# start of DATA SEGMENT

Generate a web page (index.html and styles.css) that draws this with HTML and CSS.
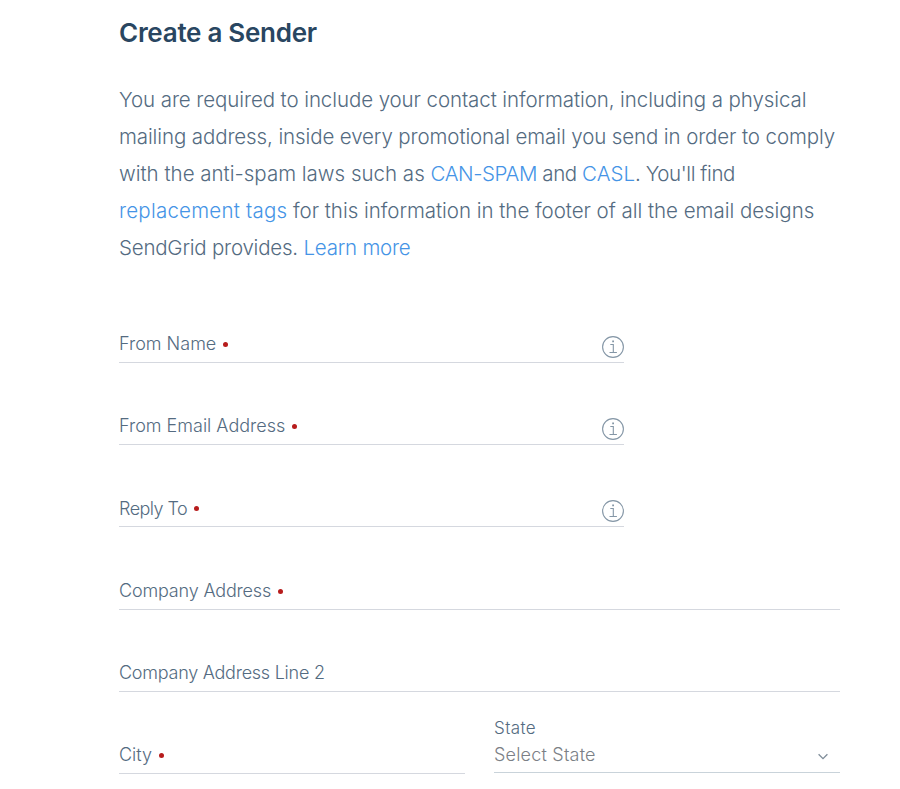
FILE: index.html
```html
<!DOCTYPE html>
<html lang="en">
<head>
<meta charset="utf-8">
<title>Create a Sender</title>
<link rel="stylesheet" href="styles.css">
</head>
<body>
<main class="page">
<h1 class="title">Create a Sender</h1>
<p class="intro">
<span class="line line-1">You are required to include your contact information, including a physical</span>
<span class="line line-2">mailing address, inside every promotional email you send in order to comply</span>
<span class="line line-3">with the anti-spam laws such as <span class="tight"><a>CAN-SPAM</a> and </span><a>CASL</a><span class="tight">. You'll find</span></span>
<span class="line line-4"><a class="loose">replacement tags</a> for this information in the footer of all the email designs</span>
<span class="line line-5">SendGrid provides. <a>Learn more</a></span>
</p>
<form class="form">
<div class="field short"><label class="required name">From Name</label>
<svg class="info" viewBox="0 0 24 24"><circle cx="12" cy="12" r="10.4"/><path d="M9.3 9.5h3v8M8.5 17.5h7.4"/><path class="tittle" d="M11.2 5.5h1.8v1.8h-1.8z"/></svg></div>
<div class="field short"><label class="required email">From Email Address</label>
<svg class="info" viewBox="0 0 24 24"><circle cx="12" cy="12" r="10.4"/><path d="M9.3 9.5h3v8M8.5 17.5h7.4"/><path class="tittle" d="M11.2 5.5h1.8v1.8h-1.8z"/></svg></div>
<div class="field short"><label class="required reply">Reply To</label>
<svg class="info" viewBox="0 0 24 24"><circle cx="12" cy="12" r="10.4"/><path d="M9.3 9.5h3v8M8.5 17.5h7.4"/><path class="tittle" d="M11.2 5.5h1.8v1.8h-1.8z"/></svg></div>
<div class="field tall"><label class="required company">Company Address</label></div>
<div class="field"><label class="company-2">Company Address Line 2</label></div>
<div class="columns">
<div class="field"><label class="required city">City</label></div>
<div class="field select"><label class="caption">State</label>
<div class="choice"><span>Select State</span><svg class="chevron" viewBox="0 0 12 8"><path d="M1.6 1.3l4.4 4.4 4.4-4.4"/></svg></div></div>
</div>
</form>
</main>
</body>
</html>
```
FILE: styles.css
```css
* { box-sizing: border-box; }
body {
  margin: 0;
  background: #fff;
  color: #546b81;
  font-family: Inter, "Liberation Sans", sans-serif;
  font-weight: 300;
}
.page { width: 721px; margin-left: 119px; padding-top: 13px; }
.title {
  margin: 0;
  color: #294661;
  font-size: 26px;
  line-height: 40px;
  font-weight: 600;
  letter-spacing: -0.27px;
}
.intro { margin: 28px 0 0; font-size: 20.5px; line-height: 37px; }
.line { display: block; white-space: nowrap; }
.line-1 { letter-spacing: -0.09px; }
.line-2 { letter-spacing: -0.11px; }
.line-4 { letter-spacing: -0.03px; }
.line-5 { letter-spacing: -0.22px; }
.tight { letter-spacing: -0.42px; }
.loose { letter-spacing: 0.22px; }
.intro a { color: #4594e6; }
.form { margin-top: 15px; }
.field {
  display: flex;
  align-items: flex-end;
  justify-content: space-between;
  height: 82px;
  padding-bottom: 6px;
  border-bottom: 1px solid #d5d8df;
  font-size: 18px;
  line-height: 24px;
}
.short { width: 505px; padding-bottom: 3px; }
.short label { margin-bottom: 3px; }
.short .reply { margin-bottom: 2px; letter-spacing: -0.55px; }
.short .reply::after { margin-top: -1px; }
.tall { height: 83px; }
.company { letter-spacing: -0.17px; }
.company-2 { letter-spacing: -0.25px; }
.required { display: flex; align-items: center; }
.required::after {
  content: "";
  width: 5px;
  height: 5px;
  margin: 1px 0 0 7px;
  border-radius: 50%;
  background: #b71c1c;
}
.info { width: 24px; height: 24px; margin-right: -1px; fill: none; stroke: #8496a6; stroke-width: 1.1; }
.info .tittle { fill: #8496a6; stroke: none; }
.columns { display: grid; grid-template-columns: 346px 346px; gap: 29px; }
.select {
  flex-direction: column;
  align-items: stretch;
  justify-content: flex-end;
  height: 81px;
  padding-bottom: 5px;
  border-color: #c9d3da;
}
.caption { font-size: 17px; line-height: 27px; margin-bottom: 1px; letter-spacing: 0.4px; }
.choice { display: flex; align-items: center; justify-content: space-between; color: #7b8086; letter-spacing: 0.2px; }
.chevron { width: 12px; height: 8px; margin: 3px 11px 0 0; fill: none; stroke: #7f8d99; stroke-width: 1.3; }
```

# end of DATA SEGMENT

# EXERCISE DESCRIPTION
Except for the pictures, print the data above exactly.

# OUTPUT OF THE TASK
Generate a web page (index.html and styles.css) that draws this with HTML and CSS.
FILE: index.html
```html
<!DOCTYPE html>
<html lang="en">
<head>
<meta charset="utf-8">
<title>Create a Sender</title>
<link rel="stylesheet" href="styles.css">
</head>
<body>
<main class="page">
<h1 class="title">Create a Sender</h1>
<p class="intro">
<span class="line line-1">You are required to include your contact information, including a physical</span>
<span class="line line-2">mailing address, inside every promotional email you send in order to comply</span>
<span class="line line-3">with the anti-spam laws such as <span class="tight"><a>CAN-SPAM</a> and </span><a>CASL</a><span class="tight">. You'll find</span></span>
<span class="line line-4"><a class="loose">replacement tags</a> for this information in the footer of all the email designs</span>
<span class="line line-5">SendGrid provides. <a>Learn more</a></span>
</p>
<form class="form">
<div class="field short"><label class="required name">From Name</label>
<svg class="info" viewBox="0 0 24 24"><circle cx="12" cy="12" r="10.4"/><path d="M9.3 9.5h3v8M8.5 17.5h7.4"/><path class="tittle" d="M11.2 5.5h1.8v1.8h-1.8z"/></svg></div>
<div class="field short"><label class="required email">From Email Address</label>
<svg class="info" viewBox="0 0 24 24"><circle cx="12" cy="12" r="10.4"/><path d="M9.3 9.5h3v8M8.5 17.5h7.4"/><path class="tittle" d="M11.2 5.5h1.8v1.8h-1.8z"/></svg></div>
<div class="field short"><label class="required reply">Reply To</label>
<svg class="info" viewBox="0 0 24 24"><circle cx="12" cy="12" r="10.4"/><path d="M9.3 9.5h3v8M8.5 17.5h7.4"/><path class="tittle" d="M11.2 5.5h1.8v1.8h-1.8z"/></svg></div>
<div class="field tall"><label class="required company">Company Address</label></div>
<div class="field"><label class="company-2">Company Address Line 2</label></div>
<div class="columns">
<div class="field"><label class="required city">City</label></div>
<div class="field select"><label class="caption">State</label>
<div class="choice"><span>Select State</span><svg class="chevron" viewBox="0 0 12 8"><path d="M1.6 1.3l4.4 4.4 4.4-4.4"/></svg></div></div>
</div>
</form>
</main>
</body>
</html>
```
FILE: styles.css
```css
* { box-sizing: border-box; }
body {
  margin: 0;
  background: #fff;
  color: #546b81;
  font-family: Inter, "Liberation Sans", sans-serif;
  font-weight: 300;
}
.page { width: 721px; margin-left: 119px; padding-top: 13px; }
.title {
  margin: 0;
  color: #294661;
  font-size: 26px;
  line-height: 40px;
  font-weight: 600;
  letter-spacing: -0.27px;
}
.intro { margin: 28px 0 0; font-size: 20.5px; line-height: 37px; }
.line { display: block; white-space: nowrap; }
.line-1 { letter-spacing: -0.09px; }
.line-2 { letter-spacing: -0.11px; }
.line-4 { letter-spacing: -0.03px; }
.line-5 { letter-spacing: -0.22px; }
.tight { letter-spacing: -0.42px; }
.loose { letter-spacing: 0.22px; }
.intro a { color: #4594e6; }
.form { margin-top: 15px; }
.field {
  display: flex;
  align-items: flex-end;
  justify-content: space-between;
  height: 82px;
  padding-bottom: 6px;
  border-bottom: 1px solid #d5d8df;
  font-size: 18px;
  line-height: 24px;
}
.short { width: 505px; padding-bottom: 3px; }
.short label { margin-bottom: 3px; }
.short .reply { margin-bottom: 2px; letter-spacing: -0.55px; }
.short .reply::after { margin-top: -1px; }
.tall { height: 83px; }
.company { letter-spacing: -0.17px; }
.company-2 { letter-spacing: -0.25px; }
.required { display: flex; align-items: center; }
.required::after {
  content: "";
  width: 5px;
  height: 5px;
  margin: 1px 0 0 7px;
  border-radius: 50%;
  background: #b71c1c;
}
.info { width: 24px; height: 24px; margin-right: -1px; fill: none; stroke: #8496a6; stroke-width: 1.1; }
.info .tittle { fill: #8496a6; stroke: none; }
.columns { display: grid; grid-template-columns: 346px 346px; gap: 29px; }
.select {
  flex-direction: column;
  align-items: stretch;
  justify-content: flex-end;
  height: 81px;
  padding-bottom: 5px;
  border-color: #c9d3da;
}
.caption { font-size: 17px; line-height: 27px; margin-bottom: 1px; letter-spacing: 0.4px; }
.choice { display: flex; align-items: center; justify-content: space-between; color: #7b8086; letter-spacing: 0.2px; }
.chevron { width: 12px; height: 8px; margin: 3px 11px 0 0; fill: none; stroke: #7f8d99; stroke-width: 1.3; }
```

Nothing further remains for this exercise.